DATA SEGMENT:
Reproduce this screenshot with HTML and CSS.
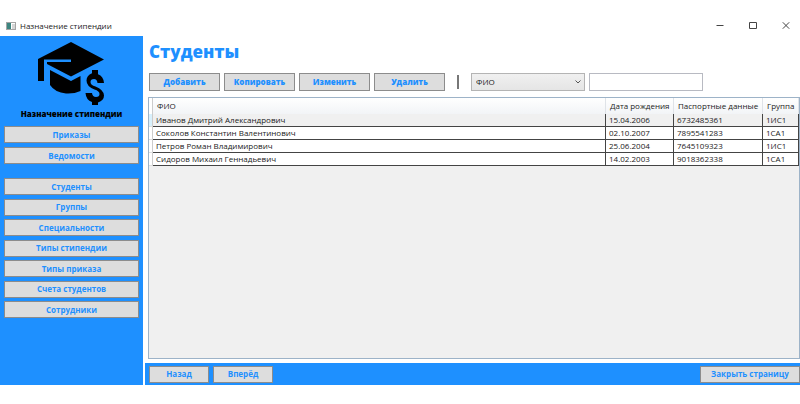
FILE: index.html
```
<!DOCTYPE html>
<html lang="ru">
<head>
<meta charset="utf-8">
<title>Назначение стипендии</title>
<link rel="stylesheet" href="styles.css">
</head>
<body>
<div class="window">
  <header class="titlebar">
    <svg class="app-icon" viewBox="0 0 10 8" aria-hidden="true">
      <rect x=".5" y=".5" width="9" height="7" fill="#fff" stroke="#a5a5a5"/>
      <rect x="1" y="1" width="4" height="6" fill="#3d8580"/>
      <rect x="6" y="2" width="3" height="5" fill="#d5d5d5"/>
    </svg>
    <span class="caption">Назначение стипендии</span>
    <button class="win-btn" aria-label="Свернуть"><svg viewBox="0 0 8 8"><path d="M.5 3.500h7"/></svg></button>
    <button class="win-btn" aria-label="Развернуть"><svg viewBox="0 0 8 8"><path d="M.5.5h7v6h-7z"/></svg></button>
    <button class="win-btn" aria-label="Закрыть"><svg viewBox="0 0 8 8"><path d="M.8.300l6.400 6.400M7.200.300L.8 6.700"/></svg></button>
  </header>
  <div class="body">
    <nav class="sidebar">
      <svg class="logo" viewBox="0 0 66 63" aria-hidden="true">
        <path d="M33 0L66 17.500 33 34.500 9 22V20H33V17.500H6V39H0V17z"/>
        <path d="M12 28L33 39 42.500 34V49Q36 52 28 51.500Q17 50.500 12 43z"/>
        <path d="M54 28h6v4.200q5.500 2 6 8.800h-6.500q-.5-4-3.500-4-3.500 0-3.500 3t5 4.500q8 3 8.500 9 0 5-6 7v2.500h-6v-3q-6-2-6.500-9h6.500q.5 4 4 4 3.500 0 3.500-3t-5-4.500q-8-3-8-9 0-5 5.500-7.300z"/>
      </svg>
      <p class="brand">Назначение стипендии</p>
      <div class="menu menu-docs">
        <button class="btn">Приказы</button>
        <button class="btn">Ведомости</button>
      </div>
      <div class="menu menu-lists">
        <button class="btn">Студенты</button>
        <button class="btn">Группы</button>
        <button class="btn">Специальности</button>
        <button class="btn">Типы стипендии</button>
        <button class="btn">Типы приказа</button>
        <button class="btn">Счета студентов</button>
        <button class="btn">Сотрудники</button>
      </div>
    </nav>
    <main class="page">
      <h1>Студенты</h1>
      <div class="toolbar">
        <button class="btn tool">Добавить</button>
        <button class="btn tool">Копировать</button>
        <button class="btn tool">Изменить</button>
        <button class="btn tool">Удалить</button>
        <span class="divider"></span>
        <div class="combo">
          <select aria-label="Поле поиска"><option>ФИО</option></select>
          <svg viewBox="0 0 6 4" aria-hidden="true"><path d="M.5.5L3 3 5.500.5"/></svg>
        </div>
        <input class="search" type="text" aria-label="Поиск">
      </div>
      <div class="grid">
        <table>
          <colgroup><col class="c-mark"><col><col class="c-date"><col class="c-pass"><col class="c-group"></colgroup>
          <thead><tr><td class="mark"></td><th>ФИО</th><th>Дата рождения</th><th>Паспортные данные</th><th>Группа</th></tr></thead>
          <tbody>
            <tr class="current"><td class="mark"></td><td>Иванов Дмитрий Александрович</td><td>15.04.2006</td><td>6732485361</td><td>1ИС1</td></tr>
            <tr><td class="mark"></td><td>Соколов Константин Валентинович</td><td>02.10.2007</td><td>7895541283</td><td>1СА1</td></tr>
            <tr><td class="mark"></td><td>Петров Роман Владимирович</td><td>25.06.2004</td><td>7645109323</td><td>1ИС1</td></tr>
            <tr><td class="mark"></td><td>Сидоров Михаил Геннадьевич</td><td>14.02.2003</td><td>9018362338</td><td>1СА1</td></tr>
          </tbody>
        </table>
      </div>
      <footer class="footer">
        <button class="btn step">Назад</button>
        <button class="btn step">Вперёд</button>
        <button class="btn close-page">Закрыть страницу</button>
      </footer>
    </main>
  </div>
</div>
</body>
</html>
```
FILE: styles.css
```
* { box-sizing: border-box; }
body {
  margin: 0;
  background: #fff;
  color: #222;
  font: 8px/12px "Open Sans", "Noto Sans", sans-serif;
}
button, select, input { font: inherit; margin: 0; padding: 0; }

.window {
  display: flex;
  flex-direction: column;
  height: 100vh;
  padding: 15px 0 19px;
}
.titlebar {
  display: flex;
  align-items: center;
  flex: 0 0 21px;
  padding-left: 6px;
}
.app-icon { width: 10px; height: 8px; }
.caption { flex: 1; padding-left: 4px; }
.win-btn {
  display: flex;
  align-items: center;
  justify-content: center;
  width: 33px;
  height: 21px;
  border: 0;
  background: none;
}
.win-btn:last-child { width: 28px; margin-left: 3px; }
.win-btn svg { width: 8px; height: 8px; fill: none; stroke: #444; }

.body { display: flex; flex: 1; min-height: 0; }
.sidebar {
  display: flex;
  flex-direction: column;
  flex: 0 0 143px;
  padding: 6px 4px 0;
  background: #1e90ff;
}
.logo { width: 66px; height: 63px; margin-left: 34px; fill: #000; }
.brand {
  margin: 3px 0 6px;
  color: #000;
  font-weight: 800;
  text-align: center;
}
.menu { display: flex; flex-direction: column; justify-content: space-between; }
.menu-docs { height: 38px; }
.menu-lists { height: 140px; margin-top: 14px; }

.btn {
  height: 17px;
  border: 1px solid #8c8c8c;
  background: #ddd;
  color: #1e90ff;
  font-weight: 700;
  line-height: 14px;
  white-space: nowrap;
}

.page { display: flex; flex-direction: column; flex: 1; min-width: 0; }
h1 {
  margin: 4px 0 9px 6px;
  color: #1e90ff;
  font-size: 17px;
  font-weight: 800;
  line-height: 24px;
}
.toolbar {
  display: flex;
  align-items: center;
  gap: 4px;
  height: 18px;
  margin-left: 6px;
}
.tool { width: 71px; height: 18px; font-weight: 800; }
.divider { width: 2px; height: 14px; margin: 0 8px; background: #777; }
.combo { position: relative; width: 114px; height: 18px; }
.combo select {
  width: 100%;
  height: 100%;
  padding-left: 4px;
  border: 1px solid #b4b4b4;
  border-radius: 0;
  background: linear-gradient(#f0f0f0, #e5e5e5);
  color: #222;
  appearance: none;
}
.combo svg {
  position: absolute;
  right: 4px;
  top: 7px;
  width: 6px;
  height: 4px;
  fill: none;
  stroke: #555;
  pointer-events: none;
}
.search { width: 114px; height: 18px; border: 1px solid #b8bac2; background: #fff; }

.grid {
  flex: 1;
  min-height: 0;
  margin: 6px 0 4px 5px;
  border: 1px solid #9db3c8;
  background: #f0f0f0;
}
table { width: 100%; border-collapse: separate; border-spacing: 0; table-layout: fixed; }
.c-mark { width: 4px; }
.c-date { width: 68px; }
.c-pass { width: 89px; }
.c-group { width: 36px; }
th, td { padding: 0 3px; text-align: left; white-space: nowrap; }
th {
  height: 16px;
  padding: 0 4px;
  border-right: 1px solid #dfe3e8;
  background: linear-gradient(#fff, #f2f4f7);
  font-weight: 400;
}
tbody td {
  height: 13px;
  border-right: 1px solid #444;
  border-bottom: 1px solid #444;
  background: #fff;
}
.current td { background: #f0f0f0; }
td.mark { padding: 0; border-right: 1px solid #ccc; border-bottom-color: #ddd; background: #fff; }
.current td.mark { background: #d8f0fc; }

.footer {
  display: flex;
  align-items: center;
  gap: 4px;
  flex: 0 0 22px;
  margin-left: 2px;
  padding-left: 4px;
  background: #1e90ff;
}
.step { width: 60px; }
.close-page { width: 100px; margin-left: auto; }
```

SHORT TASK: Please transcribe the material above exactly as written. Leave the pictures out.

ANSWER FOR THIS EXERCISE:
Reproduce this screenshot with HTML and CSS.
FILE: index.html
```
<!DOCTYPE html>
<html lang="ru">
<head>
<meta charset="utf-8">
<title>Назначение стипендии</title>
<link rel="stylesheet" href="styles.css">
</head>
<body>
<div class="window">
  <header class="titlebar">
    <svg class="app-icon" viewBox="0 0 10 8" aria-hidden="true">
      <rect x=".5" y=".5" width="9" height="7" fill="#fff" stroke="#a5a5a5"/>
      <rect x="1" y="1" width="4" height="6" fill="#3d8580"/>
      <rect x="6" y="2" width="3" height="5" fill="#d5d5d5"/>
    </svg>
    <span class="caption">Назначение стипендии</span>
    <button class="win-btn" aria-label="Свернуть"><svg viewBox="0 0 8 8"><path d="M.5 3.500h7"/></svg></button>
    <button class="win-btn" aria-label="Развернуть"><svg viewBox="0 0 8 8"><path d="M.5.5h7v6h-7z"/></svg></button>
    <button class="win-btn" aria-label="Закрыть"><svg viewBox="0 0 8 8"><path d="M.8.300l6.400 6.400M7.200.300L.8 6.700"/></svg></button>
  </header>
  <div class="body">
    <nav class="sidebar">
      <svg class="logo" viewBox="0 0 66 63" aria-hidden="true">
        <path d="M33 0L66 17.500 33 34.500 9 22V20H33V17.500H6V39H0V17z"/>
        <path d="M12 28L33 39 42.500 34V49Q36 52 28 51.500Q17 50.500 12 43z"/>
        <path d="M54 28h6v4.200q5.500 2 6 8.800h-6.500q-.5-4-3.500-4-3.500 0-3.500 3t5 4.500q8 3 8.500 9 0 5-6 7v2.500h-6v-3q-6-2-6.500-9h6.500q.5 4 4 4 3.500 0 3.500-3t-5-4.500q-8-3-8-9 0-5 5.500-7.300z"/>
      </svg>
      <p class="brand">Назначение стипендии</p>
      <div class="menu menu-docs">
        <button class="btn">Приказы</button>
        <button class="btn">Ведомости</button>
      </div>
      <div class="menu menu-lists">
        <button class="btn">Студенты</button>
        <button class="btn">Группы</button>
        <button class="btn">Специальности</button>
        <button class="btn">Типы стипендии</button>
        <button class="btn">Типы приказа</button>
        <button class="btn">Счета студентов</button>
        <button class="btn">Сотрудники</button>
      </div>
    </nav>
    <main class="page">
      <h1>Студенты</h1>
      <div class="toolbar">
        <button class="btn tool">Добавить</button>
        <button class="btn tool">Копировать</button>
        <button class="btn tool">Изменить</button>
        <button class="btn tool">Удалить</button>
        <span class="divider"></span>
        <div class="combo">
          <select aria-label="Поле поиска"><option>ФИО</option></select>
          <svg viewBox="0 0 6 4" aria-hidden="true"><path d="M.5.5L3 3 5.500.5"/></svg>
        </div>
        <input class="search" type="text" aria-label="Поиск">
      </div>
      <div class="grid">
        <table>
          <colgroup><col class="c-mark"><col><col class="c-date"><col class="c-pass"><col class="c-group"></colgroup>
          <thead><tr><td class="mark"></td><th>ФИО</th><th>Дата рождения</th><th>Паспортные данные</th><th>Группа</th></tr></thead>
          <tbody>
            <tr class="current"><td class="mark"></td><td>Иванов Дмитрий Александрович</td><td>15.04.2006</td><td>6732485361</td><td>1ИС1</td></tr>
            <tr><td class="mark"></td><td>Соколов Константин Валентинович</td><td>02.10.2007</td><td>7895541283</td><td>1СА1</td></tr>
            <tr><td class="mark"></td><td>Петров Роман Владимирович</td><td>25.06.2004</td><td>7645109323</td><td>1ИС1</td></tr>
            <tr><td class="mark"></td><td>Сидоров Михаил Геннадьевич</td><td>14.02.2003</td><td>9018362338</td><td>1СА1</td></tr>
          </tbody>
        </table>
      </div>
      <footer class="footer">
        <button class="btn step">Назад</button>
        <button class="btn step">Вперёд</button>
        <button class="btn close-page">Закрыть страницу</button>
      </footer>
    </main>
  </div>
</div>
</body>
</html>
```
FILE: styles.css
```
* { box-sizing: border-box; }
body {
  margin: 0;
  background: #fff;
  color: #222;
  font: 8px/12px "Open Sans", "Noto Sans", sans-serif;
}
button, select, input { font: inherit; margin: 0; padding: 0; }

.window {
  display: flex;
  flex-direction: column;
  height: 100vh;
  padding: 15px 0 19px;
}
.titlebar {
  display: flex;
  align-items: center;
  flex: 0 0 21px;
  padding-left: 6px;
}
.app-icon { width: 10px; height: 8px; }
.caption { flex: 1; padding-left: 4px; }
.win-btn {
  display: flex;
  align-items: center;
  justify-content: center;
  width: 33px;
  height: 21px;
  border: 0;
  background: none;
}
.win-btn:last-child { width: 28px; margin-left: 3px; }
.win-btn svg { width: 8px; height: 8px; fill: none; stroke: #444; }

.body { display: flex; flex: 1; min-height: 0; }
.sidebar {
  display: flex;
  flex-direction: column;
  flex: 0 0 143px;
  padding: 6px 4px 0;
  background: #1e90ff;
}
.logo { width: 66px; height: 63px; margin-left: 34px; fill: #000; }
.brand {
  margin: 3px 0 6px;
  color: #000;
  font-weight: 800;
  text-align: center;
}
.menu { display: flex; flex-direction: column; justify-content: space-between; }
.menu-docs { height: 38px; }
.menu-lists { height: 140px; margin-top: 14px; }

.btn {
  height: 17px;
  border: 1px solid #8c8c8c;
  background: #ddd;
  color: #1e90ff;
  font-weight: 700;
  line-height: 14px;
  white-space: nowrap;
}

.page { display: flex; flex-direction: column; flex: 1; min-width: 0; }
h1 {
  margin: 4px 0 9px 6px;
  color: #1e90ff;
  font-size: 17px;
  font-weight: 800;
  line-height: 24px;
}
.toolbar {
  display: flex;
  align-items: center;
  gap: 4px;
  height: 18px;
  margin-left: 6px;
}
.tool { width: 71px; height: 18px; font-weight: 800; }
.divider { width: 2px; height: 14px; margin: 0 8px; background: #777; }
.combo { position: relative; width: 114px; height: 18px; }
.combo select {
  width: 100%;
  height: 100%;
  padding-left: 4px;
  border: 1px solid #b4b4b4;
  border-radius: 0;
  background: linear-gradient(#f0f0f0, #e5e5e5);
  color: #222;
  appearance: none;
}
.combo svg {
  position: absolute;
  right: 4px;
  top: 7px;
  width: 6px;
  height: 4px;
  fill: none;
  stroke: #555;
  pointer-events: none;
}
.search { width: 114px; height: 18px; border: 1px solid #b8bac2; background: #fff; }

.grid {
  flex: 1;
  min-height: 0;
  margin: 6px 0 4px 5px;
  border: 1px solid #9db3c8;
  background: #f0f0f0;
}
table { width: 100%; border-collapse: separate; border-spacing: 0; table-layout: fixed; }
.c-mark { width: 4px; }
.c-date { width: 68px; }
.c-pass { width: 89px; }
.c-group { width: 36px; }
th, td { padding: 0 3px; text-align: left; white-space: nowrap; }
th {
  height: 16px;
  padding: 0 4px;
  border-right: 1px solid #dfe3e8;
  background: linear-gradient(#fff, #f2f4f7);
  font-weight: 400;
}
tbody td {
  height: 13px;
  border-right: 1px solid #444;
  border-bottom: 1px solid #444;
  background: #fff;
}
.current td { background: #f0f0f0; }
td.mark { padding: 0; border-right: 1px solid #ccc; border-bottom-color: #ddd; background: #fff; }
.current td.mark { background: #d8f0fc; }

.footer {
  display: flex;
  align-items: center;
  gap: 4px;
  flex: 0 0 22px;
  margin-left: 2px;
  padding-left: 4px;
  background: #1e90ff;
}
.step { width: 60px; }
.close-page { width: 100px; margin-left: auto; }
```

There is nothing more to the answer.